[Start]

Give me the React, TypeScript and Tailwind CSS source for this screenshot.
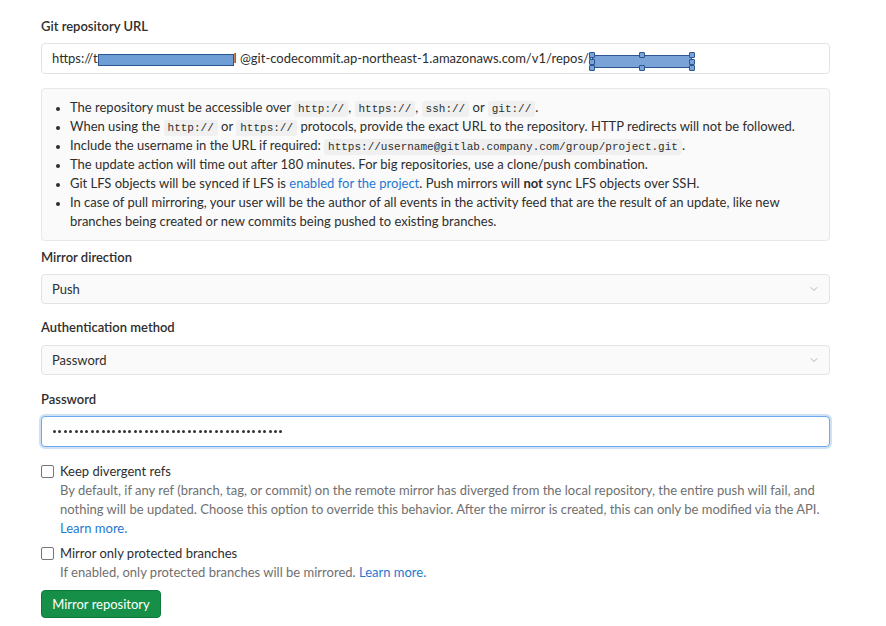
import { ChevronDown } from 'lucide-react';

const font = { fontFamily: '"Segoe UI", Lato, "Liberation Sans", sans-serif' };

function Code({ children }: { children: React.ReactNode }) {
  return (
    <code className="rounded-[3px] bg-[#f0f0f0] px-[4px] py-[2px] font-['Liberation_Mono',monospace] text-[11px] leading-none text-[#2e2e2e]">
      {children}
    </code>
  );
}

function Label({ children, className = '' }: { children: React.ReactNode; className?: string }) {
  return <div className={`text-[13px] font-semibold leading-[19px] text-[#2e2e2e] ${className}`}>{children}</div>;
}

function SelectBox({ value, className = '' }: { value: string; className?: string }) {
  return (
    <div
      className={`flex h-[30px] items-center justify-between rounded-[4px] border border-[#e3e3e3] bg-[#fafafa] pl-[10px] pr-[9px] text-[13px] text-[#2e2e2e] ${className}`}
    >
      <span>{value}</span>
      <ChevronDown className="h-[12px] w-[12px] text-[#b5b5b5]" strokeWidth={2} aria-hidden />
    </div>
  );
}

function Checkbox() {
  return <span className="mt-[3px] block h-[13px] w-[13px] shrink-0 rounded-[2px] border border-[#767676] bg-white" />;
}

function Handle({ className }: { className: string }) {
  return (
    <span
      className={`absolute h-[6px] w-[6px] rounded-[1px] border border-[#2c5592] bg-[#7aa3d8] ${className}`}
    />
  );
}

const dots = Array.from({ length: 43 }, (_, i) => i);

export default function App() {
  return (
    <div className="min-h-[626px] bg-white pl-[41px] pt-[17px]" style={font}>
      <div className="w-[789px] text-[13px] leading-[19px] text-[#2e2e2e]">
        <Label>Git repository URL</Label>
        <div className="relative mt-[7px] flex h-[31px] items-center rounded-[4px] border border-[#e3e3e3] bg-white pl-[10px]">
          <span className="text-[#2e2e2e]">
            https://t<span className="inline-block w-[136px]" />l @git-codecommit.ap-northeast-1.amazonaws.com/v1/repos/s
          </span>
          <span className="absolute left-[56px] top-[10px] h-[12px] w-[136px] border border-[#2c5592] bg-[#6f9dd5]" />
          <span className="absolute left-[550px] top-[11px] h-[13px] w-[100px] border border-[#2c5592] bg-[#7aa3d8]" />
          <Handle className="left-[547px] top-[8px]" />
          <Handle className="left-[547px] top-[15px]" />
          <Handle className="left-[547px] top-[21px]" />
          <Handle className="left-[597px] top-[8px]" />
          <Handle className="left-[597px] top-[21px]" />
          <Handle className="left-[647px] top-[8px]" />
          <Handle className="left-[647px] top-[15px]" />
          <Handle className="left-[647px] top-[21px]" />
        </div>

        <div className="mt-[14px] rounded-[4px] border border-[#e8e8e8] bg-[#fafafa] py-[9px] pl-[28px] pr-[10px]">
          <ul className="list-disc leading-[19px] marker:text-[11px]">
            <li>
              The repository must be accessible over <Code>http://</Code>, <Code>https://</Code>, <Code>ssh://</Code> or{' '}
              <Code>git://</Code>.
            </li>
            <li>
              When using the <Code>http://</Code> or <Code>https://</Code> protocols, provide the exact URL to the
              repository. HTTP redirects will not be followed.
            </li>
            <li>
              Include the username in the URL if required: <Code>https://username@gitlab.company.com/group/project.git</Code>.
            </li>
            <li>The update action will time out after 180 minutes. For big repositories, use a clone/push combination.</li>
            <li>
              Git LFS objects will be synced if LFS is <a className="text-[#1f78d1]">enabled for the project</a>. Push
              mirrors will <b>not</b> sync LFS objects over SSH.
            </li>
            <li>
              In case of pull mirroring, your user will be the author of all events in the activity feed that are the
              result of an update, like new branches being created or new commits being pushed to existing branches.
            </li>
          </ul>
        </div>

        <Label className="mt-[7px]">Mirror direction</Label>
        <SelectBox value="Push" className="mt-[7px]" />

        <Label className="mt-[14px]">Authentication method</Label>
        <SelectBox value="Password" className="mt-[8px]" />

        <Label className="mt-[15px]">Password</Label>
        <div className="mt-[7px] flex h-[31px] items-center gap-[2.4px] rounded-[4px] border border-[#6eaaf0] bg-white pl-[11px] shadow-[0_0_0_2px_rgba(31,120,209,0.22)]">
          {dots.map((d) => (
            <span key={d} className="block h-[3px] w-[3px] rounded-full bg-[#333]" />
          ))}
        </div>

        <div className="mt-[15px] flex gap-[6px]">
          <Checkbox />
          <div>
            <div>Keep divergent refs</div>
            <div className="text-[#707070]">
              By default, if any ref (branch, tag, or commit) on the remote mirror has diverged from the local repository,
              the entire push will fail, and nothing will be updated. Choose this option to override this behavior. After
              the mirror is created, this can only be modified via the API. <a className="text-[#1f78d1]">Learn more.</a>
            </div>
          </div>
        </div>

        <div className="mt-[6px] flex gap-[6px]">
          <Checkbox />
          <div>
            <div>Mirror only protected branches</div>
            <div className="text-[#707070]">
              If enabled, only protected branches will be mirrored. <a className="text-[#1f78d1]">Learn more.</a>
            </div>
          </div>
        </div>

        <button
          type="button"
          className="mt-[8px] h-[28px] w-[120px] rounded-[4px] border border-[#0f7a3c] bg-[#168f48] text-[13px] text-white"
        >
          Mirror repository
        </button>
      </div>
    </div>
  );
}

[End]

* [Goal]
Copy every line of the listing that includes the string "this".

* [Solution to the exercise]
Give me the React, TypeScript and Tailwind CSS source for this screenshot.
              the entire push will fail, and nothing will be updated. Choose this option to override this behavior. After
              the mirror is created, this can only be modified via the API. <a className="text-[#1f78d1]">Learn more.</a>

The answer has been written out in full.